The Doctor-Patient Dynamic In Healthcare
The Hippocratic Oath is in many ways an oath about the doctor-patient dynamic. For millennia, doctors and patients have worried about and discussed the relationship between doctors and patients. That conversation is a conversation we are still having today.
Informed Consent
Informed consent has been with us since at least the sixth century A.D. when the emperor Justinian’s doctors made him swear upon a scalpel that he gave their consent for them to perform surgery on him. The emperor was known for killing his enemies.
Informed consent is often treated as a burden among many regulatory requirements, but it serves a real purpose. It serves to protect the doctor, but also to ensure that patients understand just what they are getting themselves into. Treated badly, informed consent is a boilerplate agreement that patients hurriedly sign at the behest of their doctors. Treated right, it’s the basis of a discussion about what patient expectations are and what the doctor is seeking to do and achieve. This view enriches informed consent, raising it from a dull document to limit a doctor’s liability, to something that can elevate the doctor-patient relationship. Rather than leaving the consent form to an intern to oversee, doctors should treat it as a vitally important document in helping their patients achieve the outcomes they desire.
The Doctor-Patient Dynamic in the 20th Century
In the 20th century, patients interacted with doctors over simple procedures. There was simply not enough medical knowledge to have more done. As the field evolved, and knowledge accumulated, medicine reached a point in the ‘70s where doctors knew far more than it was possible for any patient to know. Consequently, patients were expected to listen to doctors. The dynamic became much more deferential. That attitude remains to this day. Drs. Brian C. Drolet and Candace L. White argued for what they called, “selective paternalism”. Selective paternalism is an attitude in which decisions are generally left to the experts, that is, doctors, because they know so much more than patients.

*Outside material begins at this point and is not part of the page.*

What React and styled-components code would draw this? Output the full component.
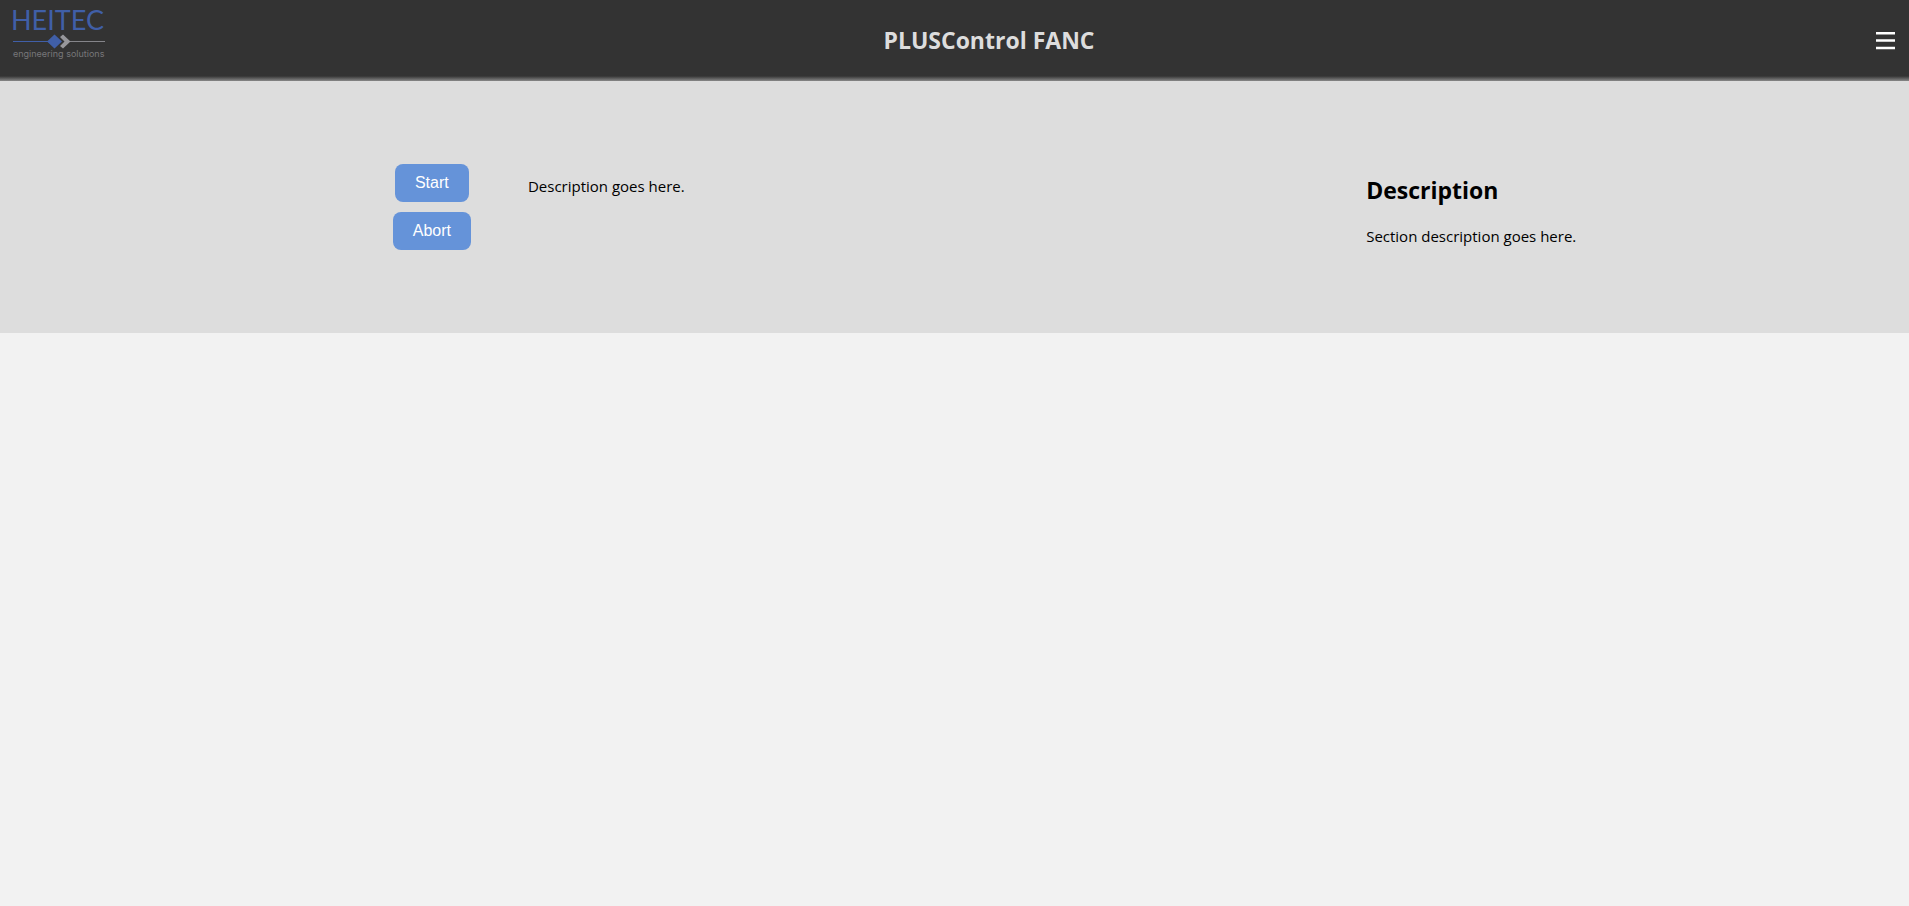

Democratization of Knowledge
In the late 20th century, the internet changed the relationship that doctors have with their patients. Patients had access to an unprecedented amount of information, allowing them to do their own research about their medical problems.
Today’s family medicine doctor has to balance their superior learning with the information that patients are able to gather about their condition. Patients are better informed and able to weigh the pros and cons of different treatments and engage in intelligent conversation with their doctors.
The result is that doctors and patients have a more collaborative relationship. Patients no longer instinctively defer to their doctor. Doctors must engage patients and help them understand their condition and the available options.
Doctors are the experts and patients are capable of misunderstanding the scientific literature, but doctors lack the specific knowledge that comes with being the patient. The two should collaborate to make better medical decisions. This is why consent forms could play a unique role in providing a platform for a conversation that too few doctors have with their patients.